Web page code records
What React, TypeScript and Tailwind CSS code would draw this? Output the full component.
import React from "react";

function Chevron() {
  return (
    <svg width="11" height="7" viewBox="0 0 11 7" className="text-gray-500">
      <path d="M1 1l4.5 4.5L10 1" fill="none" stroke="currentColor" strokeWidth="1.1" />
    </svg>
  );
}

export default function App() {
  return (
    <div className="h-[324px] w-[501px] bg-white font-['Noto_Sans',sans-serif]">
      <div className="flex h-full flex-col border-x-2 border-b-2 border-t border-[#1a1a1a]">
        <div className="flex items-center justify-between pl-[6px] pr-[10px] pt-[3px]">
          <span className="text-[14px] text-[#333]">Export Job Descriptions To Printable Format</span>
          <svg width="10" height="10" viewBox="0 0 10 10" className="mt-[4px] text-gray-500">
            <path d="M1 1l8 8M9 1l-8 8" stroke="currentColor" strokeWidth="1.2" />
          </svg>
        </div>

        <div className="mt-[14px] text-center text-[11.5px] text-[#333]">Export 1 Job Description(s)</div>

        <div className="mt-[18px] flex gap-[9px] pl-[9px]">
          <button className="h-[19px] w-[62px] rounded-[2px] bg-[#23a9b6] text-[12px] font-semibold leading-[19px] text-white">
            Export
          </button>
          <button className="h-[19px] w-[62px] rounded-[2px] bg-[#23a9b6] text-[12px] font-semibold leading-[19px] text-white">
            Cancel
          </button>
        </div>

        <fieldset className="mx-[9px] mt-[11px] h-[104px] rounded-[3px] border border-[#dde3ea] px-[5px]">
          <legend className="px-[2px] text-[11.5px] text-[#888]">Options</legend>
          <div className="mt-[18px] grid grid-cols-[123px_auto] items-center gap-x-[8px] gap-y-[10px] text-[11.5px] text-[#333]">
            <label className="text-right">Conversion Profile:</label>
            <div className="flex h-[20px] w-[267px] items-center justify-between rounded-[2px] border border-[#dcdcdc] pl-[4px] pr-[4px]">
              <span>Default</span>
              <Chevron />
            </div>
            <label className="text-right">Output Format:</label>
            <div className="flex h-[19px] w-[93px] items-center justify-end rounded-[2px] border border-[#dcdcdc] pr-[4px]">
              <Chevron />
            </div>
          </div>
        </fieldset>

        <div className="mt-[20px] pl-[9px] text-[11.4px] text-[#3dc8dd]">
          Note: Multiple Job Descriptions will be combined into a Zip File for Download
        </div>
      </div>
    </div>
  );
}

...

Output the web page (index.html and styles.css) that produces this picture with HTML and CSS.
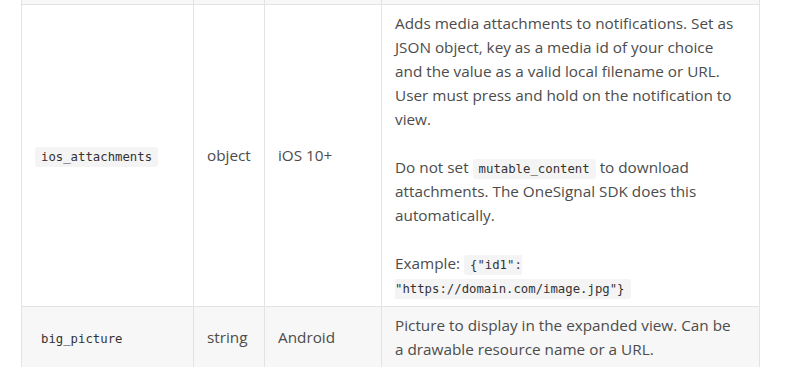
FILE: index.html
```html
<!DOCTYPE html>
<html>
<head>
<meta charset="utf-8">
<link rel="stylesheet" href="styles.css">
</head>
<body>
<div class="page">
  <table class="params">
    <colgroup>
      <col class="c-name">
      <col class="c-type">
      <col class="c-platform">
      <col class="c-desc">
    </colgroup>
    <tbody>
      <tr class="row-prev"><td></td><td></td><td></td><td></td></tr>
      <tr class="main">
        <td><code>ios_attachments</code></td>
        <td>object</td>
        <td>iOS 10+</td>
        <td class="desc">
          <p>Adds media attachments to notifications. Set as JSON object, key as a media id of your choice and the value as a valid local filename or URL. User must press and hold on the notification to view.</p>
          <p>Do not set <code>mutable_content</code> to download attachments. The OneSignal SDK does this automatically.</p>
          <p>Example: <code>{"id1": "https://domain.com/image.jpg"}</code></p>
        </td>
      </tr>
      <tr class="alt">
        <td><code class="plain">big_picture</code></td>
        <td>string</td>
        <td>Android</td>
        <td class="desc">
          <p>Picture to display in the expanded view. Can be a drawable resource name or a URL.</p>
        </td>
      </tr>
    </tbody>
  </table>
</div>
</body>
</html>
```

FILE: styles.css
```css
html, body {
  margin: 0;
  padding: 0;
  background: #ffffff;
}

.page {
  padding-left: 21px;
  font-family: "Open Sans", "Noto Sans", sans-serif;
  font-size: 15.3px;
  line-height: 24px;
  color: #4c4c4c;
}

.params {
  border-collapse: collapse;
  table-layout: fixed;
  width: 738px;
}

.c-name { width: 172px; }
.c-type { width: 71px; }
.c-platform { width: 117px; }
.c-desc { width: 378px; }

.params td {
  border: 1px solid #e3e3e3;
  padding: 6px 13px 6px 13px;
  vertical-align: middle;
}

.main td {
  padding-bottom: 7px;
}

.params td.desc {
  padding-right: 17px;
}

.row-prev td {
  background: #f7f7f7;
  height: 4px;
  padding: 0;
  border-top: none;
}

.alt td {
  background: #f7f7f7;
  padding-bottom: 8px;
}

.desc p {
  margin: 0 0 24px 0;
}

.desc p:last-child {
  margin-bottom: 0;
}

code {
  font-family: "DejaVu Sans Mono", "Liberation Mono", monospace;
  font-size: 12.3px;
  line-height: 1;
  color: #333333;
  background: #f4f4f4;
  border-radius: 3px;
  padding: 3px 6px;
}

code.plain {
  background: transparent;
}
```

---

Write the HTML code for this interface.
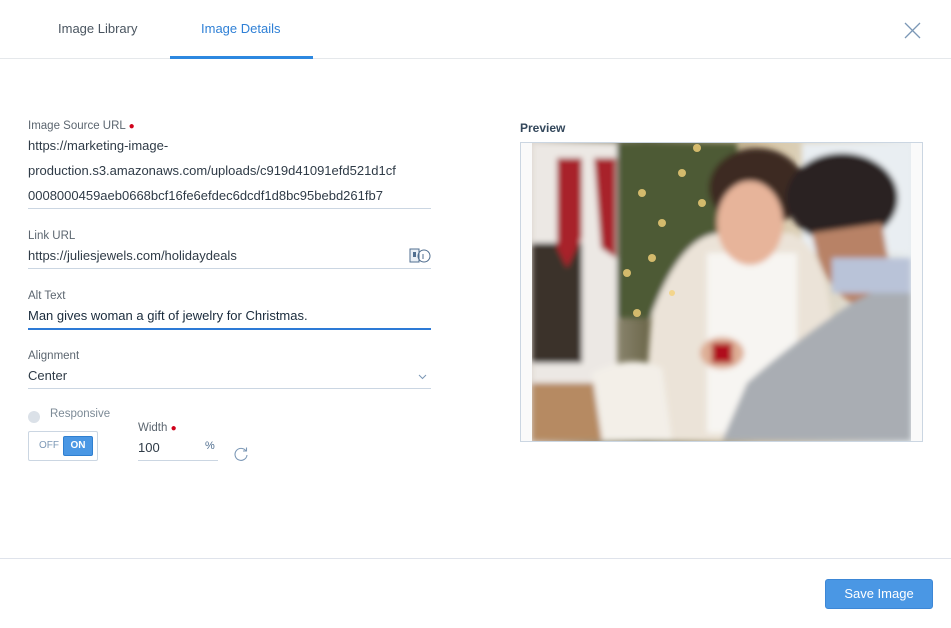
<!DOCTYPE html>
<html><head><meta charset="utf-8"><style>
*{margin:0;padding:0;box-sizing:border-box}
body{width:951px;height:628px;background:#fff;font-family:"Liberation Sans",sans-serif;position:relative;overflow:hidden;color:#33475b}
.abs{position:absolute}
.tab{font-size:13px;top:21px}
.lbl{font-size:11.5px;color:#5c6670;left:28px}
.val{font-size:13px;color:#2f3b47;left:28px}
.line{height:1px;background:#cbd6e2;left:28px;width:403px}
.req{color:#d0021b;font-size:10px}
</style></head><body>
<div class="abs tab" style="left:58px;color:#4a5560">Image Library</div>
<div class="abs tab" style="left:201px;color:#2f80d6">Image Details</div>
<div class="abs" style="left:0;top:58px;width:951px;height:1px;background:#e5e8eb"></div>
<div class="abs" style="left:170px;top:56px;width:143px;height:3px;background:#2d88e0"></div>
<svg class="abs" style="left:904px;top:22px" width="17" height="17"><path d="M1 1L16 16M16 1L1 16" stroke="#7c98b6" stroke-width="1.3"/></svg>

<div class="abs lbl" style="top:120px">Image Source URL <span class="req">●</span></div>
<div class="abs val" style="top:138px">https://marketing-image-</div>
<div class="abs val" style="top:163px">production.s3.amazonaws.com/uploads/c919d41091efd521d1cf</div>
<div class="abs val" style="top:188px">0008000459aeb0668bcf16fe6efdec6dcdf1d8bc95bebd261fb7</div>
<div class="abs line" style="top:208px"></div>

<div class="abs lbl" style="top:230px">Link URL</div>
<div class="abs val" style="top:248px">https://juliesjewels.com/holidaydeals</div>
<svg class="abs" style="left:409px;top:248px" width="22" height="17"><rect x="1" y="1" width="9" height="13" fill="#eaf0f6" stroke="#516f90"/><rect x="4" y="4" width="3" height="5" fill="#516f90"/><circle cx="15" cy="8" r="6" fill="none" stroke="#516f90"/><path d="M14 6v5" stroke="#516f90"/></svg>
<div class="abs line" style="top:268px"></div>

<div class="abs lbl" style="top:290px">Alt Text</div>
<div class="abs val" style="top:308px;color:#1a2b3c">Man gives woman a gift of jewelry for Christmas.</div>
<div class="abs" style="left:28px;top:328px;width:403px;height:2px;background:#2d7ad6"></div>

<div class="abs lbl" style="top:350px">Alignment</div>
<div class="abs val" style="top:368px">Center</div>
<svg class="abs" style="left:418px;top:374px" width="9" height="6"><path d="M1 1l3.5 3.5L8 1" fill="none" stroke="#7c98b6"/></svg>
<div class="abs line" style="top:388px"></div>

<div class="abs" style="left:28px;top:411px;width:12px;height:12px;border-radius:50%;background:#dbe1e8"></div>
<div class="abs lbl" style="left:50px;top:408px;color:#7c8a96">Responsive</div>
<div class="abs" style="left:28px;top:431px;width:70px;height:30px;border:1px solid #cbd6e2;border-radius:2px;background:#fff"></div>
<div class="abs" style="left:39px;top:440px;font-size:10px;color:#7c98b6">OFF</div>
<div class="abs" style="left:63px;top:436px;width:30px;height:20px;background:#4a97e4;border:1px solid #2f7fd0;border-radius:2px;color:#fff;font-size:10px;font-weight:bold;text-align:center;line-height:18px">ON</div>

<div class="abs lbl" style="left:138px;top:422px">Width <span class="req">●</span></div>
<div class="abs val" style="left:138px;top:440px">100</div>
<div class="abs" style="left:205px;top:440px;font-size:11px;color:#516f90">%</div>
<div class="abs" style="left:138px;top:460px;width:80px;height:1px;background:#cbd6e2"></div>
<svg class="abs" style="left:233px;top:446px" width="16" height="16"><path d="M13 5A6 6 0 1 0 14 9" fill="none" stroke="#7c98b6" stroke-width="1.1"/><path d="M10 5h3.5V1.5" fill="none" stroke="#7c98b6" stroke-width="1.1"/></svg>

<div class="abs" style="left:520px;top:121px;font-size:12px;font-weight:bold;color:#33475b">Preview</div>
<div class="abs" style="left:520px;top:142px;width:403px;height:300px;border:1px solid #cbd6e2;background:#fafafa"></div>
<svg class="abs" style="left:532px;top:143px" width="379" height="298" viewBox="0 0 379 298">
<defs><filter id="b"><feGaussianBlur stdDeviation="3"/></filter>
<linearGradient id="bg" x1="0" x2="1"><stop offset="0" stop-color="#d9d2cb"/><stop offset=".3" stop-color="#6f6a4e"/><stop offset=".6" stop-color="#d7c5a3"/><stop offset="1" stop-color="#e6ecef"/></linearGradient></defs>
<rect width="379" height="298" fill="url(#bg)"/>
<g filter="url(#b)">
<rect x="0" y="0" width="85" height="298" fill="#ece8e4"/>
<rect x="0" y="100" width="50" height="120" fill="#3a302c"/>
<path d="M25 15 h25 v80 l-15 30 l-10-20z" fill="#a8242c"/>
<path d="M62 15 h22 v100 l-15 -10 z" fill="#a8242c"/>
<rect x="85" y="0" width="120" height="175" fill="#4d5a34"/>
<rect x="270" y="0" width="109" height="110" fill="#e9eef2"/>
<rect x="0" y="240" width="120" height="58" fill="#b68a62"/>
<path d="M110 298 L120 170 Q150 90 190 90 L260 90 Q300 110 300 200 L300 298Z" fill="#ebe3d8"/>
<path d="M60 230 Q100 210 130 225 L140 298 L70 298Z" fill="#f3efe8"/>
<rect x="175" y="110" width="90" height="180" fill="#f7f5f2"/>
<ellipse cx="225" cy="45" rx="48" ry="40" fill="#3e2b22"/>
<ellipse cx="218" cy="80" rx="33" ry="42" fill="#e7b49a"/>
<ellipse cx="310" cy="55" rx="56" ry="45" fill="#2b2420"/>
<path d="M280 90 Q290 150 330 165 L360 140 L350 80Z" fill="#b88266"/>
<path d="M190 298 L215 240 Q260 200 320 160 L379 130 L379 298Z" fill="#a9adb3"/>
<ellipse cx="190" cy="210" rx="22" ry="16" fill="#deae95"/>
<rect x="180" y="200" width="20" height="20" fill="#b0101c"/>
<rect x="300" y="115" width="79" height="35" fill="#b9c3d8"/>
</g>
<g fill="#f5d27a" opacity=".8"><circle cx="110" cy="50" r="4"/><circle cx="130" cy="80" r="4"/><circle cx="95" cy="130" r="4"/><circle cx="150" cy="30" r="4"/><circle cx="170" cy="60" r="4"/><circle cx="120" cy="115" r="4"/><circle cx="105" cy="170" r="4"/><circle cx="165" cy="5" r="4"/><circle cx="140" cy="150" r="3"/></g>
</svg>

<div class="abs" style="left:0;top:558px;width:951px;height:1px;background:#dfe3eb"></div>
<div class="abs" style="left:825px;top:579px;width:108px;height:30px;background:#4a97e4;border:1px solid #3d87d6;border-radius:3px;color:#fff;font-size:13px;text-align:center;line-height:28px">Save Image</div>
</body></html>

Task brief - Begin with the line containing "What React, TypeScript", end with the line containing "import React from", and transcribe exactly every line in that span, with nothing added.

Result of this exercise -
What React, TypeScript and Tailwind CSS code would draw this? Output the full component.
import React from "react";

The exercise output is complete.